Research¶
My research falls into two overlapping fields: informetrics and natural language processing.
In terms of informetrics, I work with publication data. More specifically, I'm interested in any data that deals with scientific research output from journal articles to open source software repositories on GitHub. My focus so far has been the evaluation of impact indicators (such as the h-index) and ranking algorithms (such as PageRank) on publication databases to understand how well and how fairly they rank researchers and papers. My current focus is on South African research output stemming from higher education institutions. I am interested in developing data mining techniques to extract useful scientometric meta data from unstructured text sources.
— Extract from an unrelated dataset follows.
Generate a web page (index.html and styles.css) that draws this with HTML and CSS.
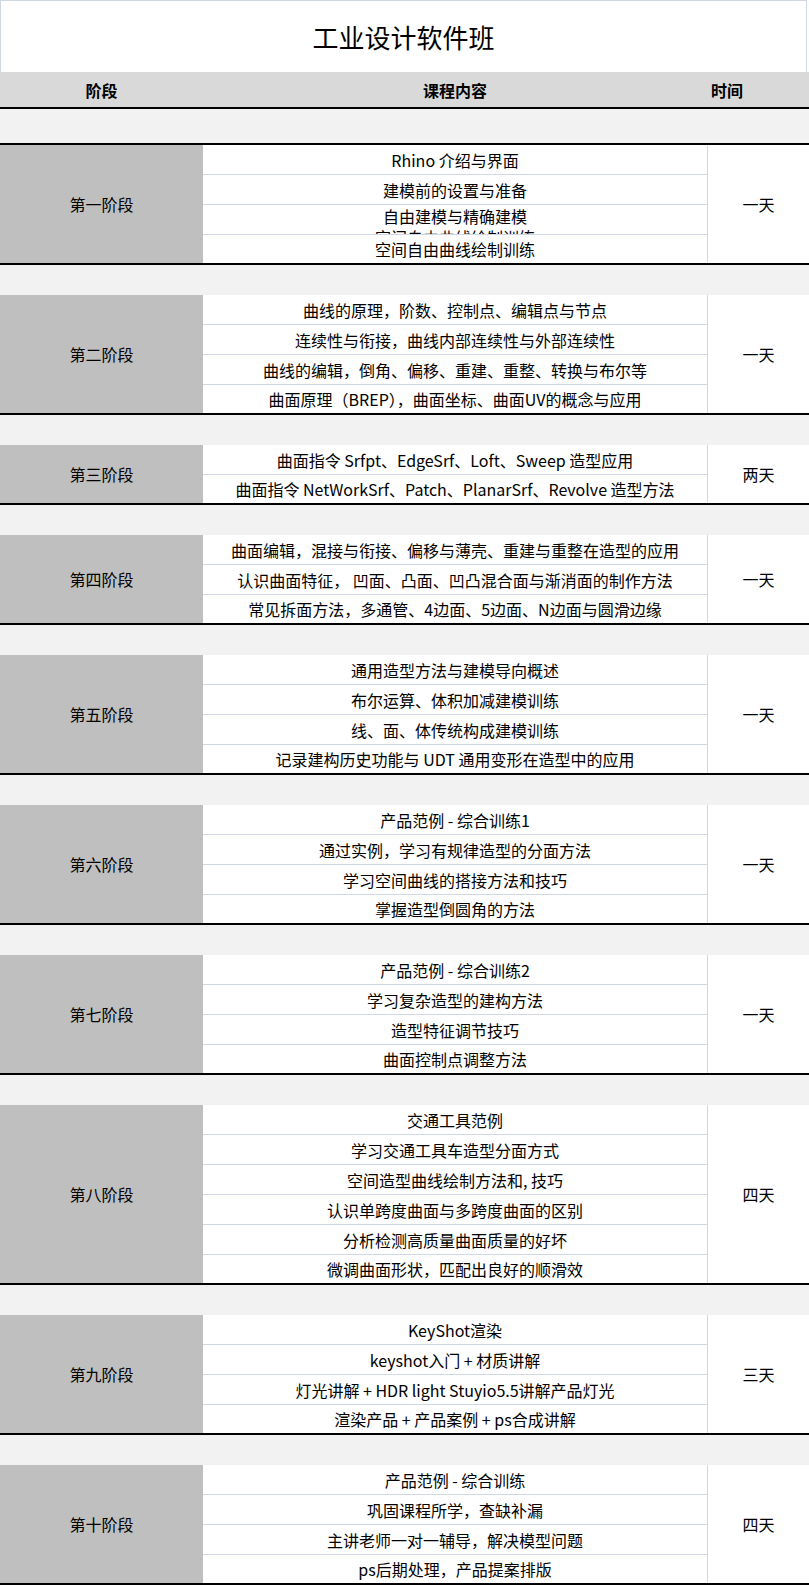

In terms of natural language processing, I focus on transformer-based large language models, in particularly in low-resource settings. I also try and combine natural language processing techniques with bibliometric data in order to gain further insights from the data contained in articles and dissertations. Specifically I am interested in using large language models for hierarchical classification, extracting in-text citation context from documents, and using citation networks for community detection and citation weighting.
Summary of my PhD work¶
The focus of my PhD work was on how bibliometric indicators such as the h-index can be evaluated using test data. The test data I collected comprised multiple datasets of author and paper entities that have won scientific awards and other academic accolades for their high impact and influence. These test datasets were used to evaluate whether current impact metrics fulfil their intended purpose and how fairly they rank papers and authors from different academic disciplines. I conducted experiments on large real-world publication databases comprising up to half a billion data points. Furthermore, I made methodological contributions to the field of informetrics by transferring and adapting statistical methods from the field of information retrieval to the context of rankings of academic entities.